COLLECTED MATERIAL
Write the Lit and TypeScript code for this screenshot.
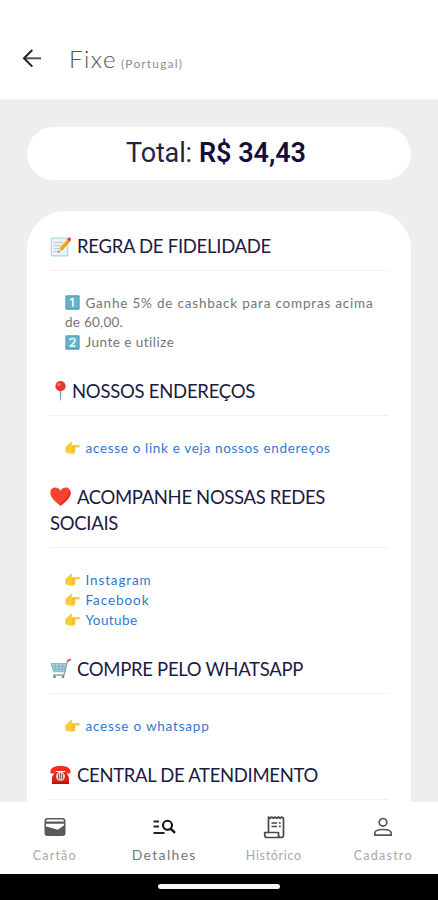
import { LitElement, html, svg, css, nothing, TemplateResult } from "lit";
import { customElement } from "lit/decorators.js";

interface Run { text: string; width: number; icon?: string }
interface Section { heading: Run[]; body: Run[]; kind: "note" | "link" }

const sections: Section[] = [
  {
    kind: "note",
    heading: [{ icon: "memo", text: "REGRA DE FIDELIDADE", width: 194 }],
    body: [
      { icon: "one", text: "Ganhe 5% de cashback para compras acima", width: 288 },
      { text: "de 60,00.", width: 58 },
      { icon: "two", text: "Junte e utilize", width: 89 },
    ],
  },
  {
    kind: "link",
    heading: [{ icon: "pin", text: "NOSSOS ENDEREÇOS", width: 183 }],
    body: [{ icon: "hand", text: "acesse o link e veja nossos endereços", width: 245 }],
  },
  {
    kind: "link",
    heading: [
      { icon: "heart", text: "ACOMPANHE NOSSAS REDES", width: 248 },
      { text: "SOCIAIS", width: 68 },
    ],
    body: [
      { icon: "hand", text: "Instagram", width: 66 },
      { icon: "hand", text: "Facebook", width: 64 },
      { icon: "hand", text: "Youtube", width: 52 },
    ],
  },
  {
    kind: "link",
    heading: [{ icon: "cart", text: "COMPRE PELO WHATSAPP", width: 226 }],
    body: [{ icon: "hand", text: "acesse o whatsapp", width: 124 }],
  },
  {
    kind: "link",
    heading: [{ icon: "phone", text: "CENTRAL DE ATENDIMENTO", width: 241 }],
    body: [],
  },
];

const keycap = (d: string) => svg`
  <rect x=".5" y=".5" width="20" height="20" rx="1.5" fill="#4a9fba"/>
  <rect x="2" y="2" width="17" height="16.5" rx="1" fill="#65b3c9"/>
  <path d=${d} fill="none" stroke="#e8f6fa" stroke-width="2.4" stroke-linejoin="round"/>`;

const glyphs: Record<string, TemplateResult> = {
  memo: svg`
    <rect x=".8" y="1.5" width="17.6" height="19" rx="1" fill="#a9d9e8"/>
    <rect x="2" y="2.6" width="15.2" height="16.6" fill="#e9f3f4"/>
    <path d="M4 6.5h9M4 9.5h7M4 12.5h5M4 15.5h4" stroke="#b3ced6" stroke-width="1"/>
    <path d="M8 16.8 9.3 12 17 3.4l2.7 2.3L12 14.5z" fill="#f9b32b"/>
    <path d="M10.6 13.3 18.3 4.6l1.4 1.1L12 14.5z" fill="#ee9420"/>
    <path d="M8 16.8 9.3 12l2.7 2.5z" fill="#f5d3a0"/><path d="m8 16.8.5-1.9 1.1 1z" fill="#444"/>
    <path d="m17 3.4 1.5-1.8q.6-.6 1.3 0l1.2 1q.6.6 0 1.3l-1.3 1.8z" fill="#e5414c"/>`,
  one: keycap("M7.2 7 11 4.9V16.5"),
  two: keycap("M6.6 7.4Q7.2 4.8 10.4 4.8 14 4.8 14 7.7 14 10 7.2 15.6H14.6"),
  pin: svg`
    <path d="M9.6 10h1.8l-.5 10.4h-.8z" fill="#67a9bf"/>
    <circle cx="10.5" cy="6.2" r="5.1" fill="#e8392f"/>
    <circle cx="9" cy="4.4" r="1.5" fill="#ff8178"/>`,
  heart: svg`
    <path d="M10.5 19.8C6 16.4.4 12.2.4 6.8.4 3.5 2.7 1.6 5.3 1.6c2.3 0 4.3 1.3 5.2 3.4.9-2.1 2.9-3.4 5.2-3.4 2.6 0 4.900 1.900 4.900 5.200 0 5.400-5.600 9.600-10.100 13z" fill="#f8412f"/>
    <path d="M18.7 4.2c.7 5.5-3.4 9.4-8.2 13.2v2.400c4.500-3.400 10.100-7.600 10.100-13 0-1-.6-2-1.900-2.600z" fill="#e32f28"/>`,
  cart: svg`
    <path d="M1 5.500h15.600l-1.900 8.300H3.600z" fill="#a9d4dc"/>
    <path d="M1 5.500h15.600l-1.900 8.300H3.600zM1.700 8.300h14.200M2.600 11h12.600M5 5.500l1 8.300M9 5.500v8.300M13 5.500l-1 8.300" fill="none" stroke="#79afb9" stroke-width=".8"/>
    <path d="M19.500 2.200 17.600 3 14 17H3.400" fill="none" stroke="#8fa5ab" stroke-width="1.300"/>
    <path d="m18 2.700 2.300-1" stroke="#e5565b" stroke-width="2" stroke-linecap="round"/>
    <circle cx="4.500" cy="18.800" r="1.400" fill="#6b8b93"/><circle cx="13" cy="18.800" r="1.400" fill="#6b8b93"/>`,
  phone: svg`
    <path d="M5 8h11l3 5.500V20H2v-6.500z" fill="#e61f16"/>
    <path d="M.5 8.500C.2 4.500 3 2 10.500 2s10.300 2.500 10 6.500c0 .8-.5 1-1.100 1h-3.200c-.8 0-1-.4-1-1.200V7H5.800v1.300c0 .8-.2 1.200-1 1.200H1.600c-.6 0-1.100-.2-1.100-1z" fill="#f22d20"/>
    <path d="M2 17.800h17V20H2z" fill="#b91510"/>
    <circle cx="10.500" cy="12.300" r="4.500" fill="#e9d5d1"/>
    <path d="M8.500 9.800v5.400M10.500 9v6.600M12.500 9.800v5.400" stroke="#7d6664" stroke-width="1.100"/>`,
  hand: svg`
    <path d="M.5 9.400C3 8.300 5 5.600 7.300 3.500c1.500-1.300 3.400-.4 2.700 1.300L9.200 6.900h9.700c2.500 0 2.500 3.600 0 3.600h-5.100c1.500.4 1.500 2.600 0 2.900 1.300.5 1.200 2.500-.3 2.800 1 .7.700 2.600-.9 2.800-3.300.4-6.500.4-8.400-.8L.5 17.500z" fill="#fccb3c"/>
    <path d="M9.500 10.500h4.100M9.600 13.400h4M9.600 16.200h3.700" stroke="#dfa02c" stroke-width=".9"/>`,
};

const emoji = (name?: string) =>
  name ? html`<svg class="emoji ${name}" viewBox="0 0 21 21">${glyphs[name]}</svg>` : nothing;

const tracked = (text: string, width: number, cls = "") =>
  html`<span class="run ${cls}" data-width=${width}>${text}</span>`;

const tabs = [
  { label: "Cartão", width: 44, active: false, icon: svg`
    <path fill-rule="evenodd" fill="#5a5a5a" d="M4.500 3h15A3 3 0 0 1 22.500 6v12a3 3 0 0 1-3 3h-15a3 3 0 0 1-3-3V6a3 3 0 0 1 3-3zM4.500 4.500Q3 4.500 3 6.500h18q0-2-1.500-2zM3 8.800v2.700l11.300 3.100q.7.200 1.300-.3L21 10.200V8.800z"/>` },
  { label: "Detalhes", width: 65, active: true, icon: svg`
    <path fill="none" stroke="#222" stroke-width="2" d="M1.500 6.500h5.500M1.500 11.500h5.500M1.500 18h11"/>
    <circle cx="15.500" cy="10.300" r="4.500" fill="none" stroke="#111" stroke-width="2.100"/>
    <path d="m18.700 13.600 4.300 4.300" stroke="#111" stroke-width="2.300"/>` },
  { label: "Histórico", width: 56, active: false, icon: svg`
    <path fill="none" stroke="#484848" stroke-width="1.700" stroke-linejoin="round" d="M6.500 17.500V2l1.500 1.300L9.700 2l1.700 1.300L13.100 2l1.700 1.300L16.500 2l1.600 1.300L19.600 2 21.500 3.300V20q0 2.500-2.300 2.500H5Q2.700 22.500 2.700 20v-2.500h13.800V20q0 2.500 2.500 2.500"/>
    <path stroke="#484848" stroke-width="1.600" d="M9.500 8h5.500M9.500 11.500h5.500M16.800 8h2M16.800 11.500h2"/>` },
  { label: "Cadastro", width: 59, active: false, icon: svg`
    <g fill="none" stroke="#555" stroke-width="1.700"><circle cx="12" cy="7.300" r="3.800"/>
    <path stroke-linejoin="round" d="M3.800 20.200v-2C3.800 15.600 7.500 14.500 12 14.500s8.200 1.100 8.200 3.700v2z"/></g>` },
];

@customElement("app-root")
export class AppRoot extends LitElement {
  static styles = css`
    :host { display: flex; flex-direction: column; height: 900px; overflow: hidden; background: #eee;
      font-family: Lato, "Open Sans", sans-serif; color: #1b1b42; }
    * { box-sizing: border-box; }
    .run { white-space: pre; display: inline-block; }
    header { flex: none; height: 99px; background: #fff; display: flex; align-items: baseline; padding: 42px 0 0 20px; color: #555; }
    .back { width: 24px; height: 24px; align-self: flex-start; margin: 4px 25px 0 0; }
    .title { font-size: 24px; line-height: 33px; font-weight: 300; margin-right: 4px; }
    .country { font-size: 12px; font-weight: 400; color: #8f8f8f; }
    main { flex: 1; min-height: 0; overflow: hidden; padding: 28px 27px 0; }
    .total { height: 53px; border-radius: 27px; background: #fff; display: flex; justify-content: center; align-items: center;
      gap: 7px; font: 400 27px/53px Roboto, sans-serif; color: #24243f; padding-right: 6px; }
    .amount { font-weight: 600; color: #10103c; }
    .card { margin-top: 31px; height: 620px; border-radius: 38px 38px 0 0; background: #fff; padding: 22px 22px 0 23px; }
    h2 { margin: 0; padding-bottom: 11px; border-bottom: 1px solid #f0f0f1; font-size: 18.500px; font-weight: 400; }
    .line { display: flex; align-items: center; height: 26px; line-height: 26px; }
    .emoji { flex: none; display: block; width: 21px; height: 21px; margin-right: 6px; }
    .pin { margin-right: 1px; }
    .body { padding: 22px 0 26px 15px; font-size: 13.500px; color: #74747c; }
    .body .line { height: 20px; line-height: 20px; }
    .body.note .line { height: 19.670px; }
    .body.link { color: #2f79cf; }
    .body .emoji { width: 15px; height: 15px; margin-right: 5.500px; }
    nav { flex: none; height: 72px; background: #fff; display: grid; grid-template-columns: repeat(4, 109.500px); }
    .tab { display: flex; flex-direction: column; align-items: center; padding-top: 13px; font-size: 12.500px; color: #a8a8a8; }
    .tab svg { width: 24px; height: 24px; flex: none; }
    .tab .run { line-height: 18px; margin-top: 8px; }
    .tab.active { font-size: 14px; color: #777; }
    .tab.active .run { margin-top: 7px; }
    .system { flex: none; height: 26px; background: #000; display: flex; justify-content: center; padding-top: 10px; }
    .home { width: 122px; height: 5px; border-radius: 3px; background: #f5f5f5; }
  `;

  /** Spreads the letters of each run over its nominal width. */
  protected firstUpdated() {
    this.renderRoot.querySelectorAll<HTMLElement>(".run").forEach((el) => {
      const extra = Number(el.dataset.width) - el.getBoundingClientRect().width;
      const count = (el.textContent ?? "").length;
      el.style.letterSpacing = `${extra / count}px`;
    });
  }

  render() {
    return html`
      <header>
        <svg class="back" viewBox="0 0 24 24" fill="none" stroke="#222" stroke-width="2">
          <path d="M21 12.300H5" stroke="#555"/><path d="m12.300 4-8.300 8.300 8.300 8.300"/>
        </svg>
        ${tracked("Fixe", 48, "title")}${tracked("(Portugal)", 62, "country")}
      </header>
      <main>
        <div class="total">${tracked("Total:", 66)}${tracked("R$ 34,43", 107, "amount")}</div>
        <div class="card">
          ${sections.map((s) => html`
            <section>
              <h2>${s.heading.map((r) => html`<div class="line">${emoji(r.icon)}${tracked(r.text, r.width)}</div>`)}</h2>
              <div class="body ${s.kind}">
                ${s.body.map((r) => html`<div class="line">${emoji(r.icon)}${tracked(r.text, r.width)}</div>`)}
              </div>
            </section>`)}
        </div>
      </main>
      <nav>
        ${tabs.map((t) => html`
          <div class="tab ${t.active ? "active" : ""}">
            <svg viewBox="0 0 24 24">${t.icon}</svg>${tracked(t.label, t.width)}
          </div>`)}
      </nav>
      <div class="system"><div class="home"></div></div>`;
  }
}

WHAT YOU ARE ASKED TO DO
From the first line of the material down to the line containing "Run[]; body: Run[];", inclusive, return each line exactly, skipping any picture.

WRITTEN ANSWER
Write the Lit and TypeScript code for this screenshot.
import { LitElement, html, svg, css, nothing, TemplateResult } from "lit";
import { customElement } from "lit/decorators.js";

interface Run { text: string; width: number; icon?: string }
interface Section { heading: Run[]; body: Run[]; kind: "note" | "link" }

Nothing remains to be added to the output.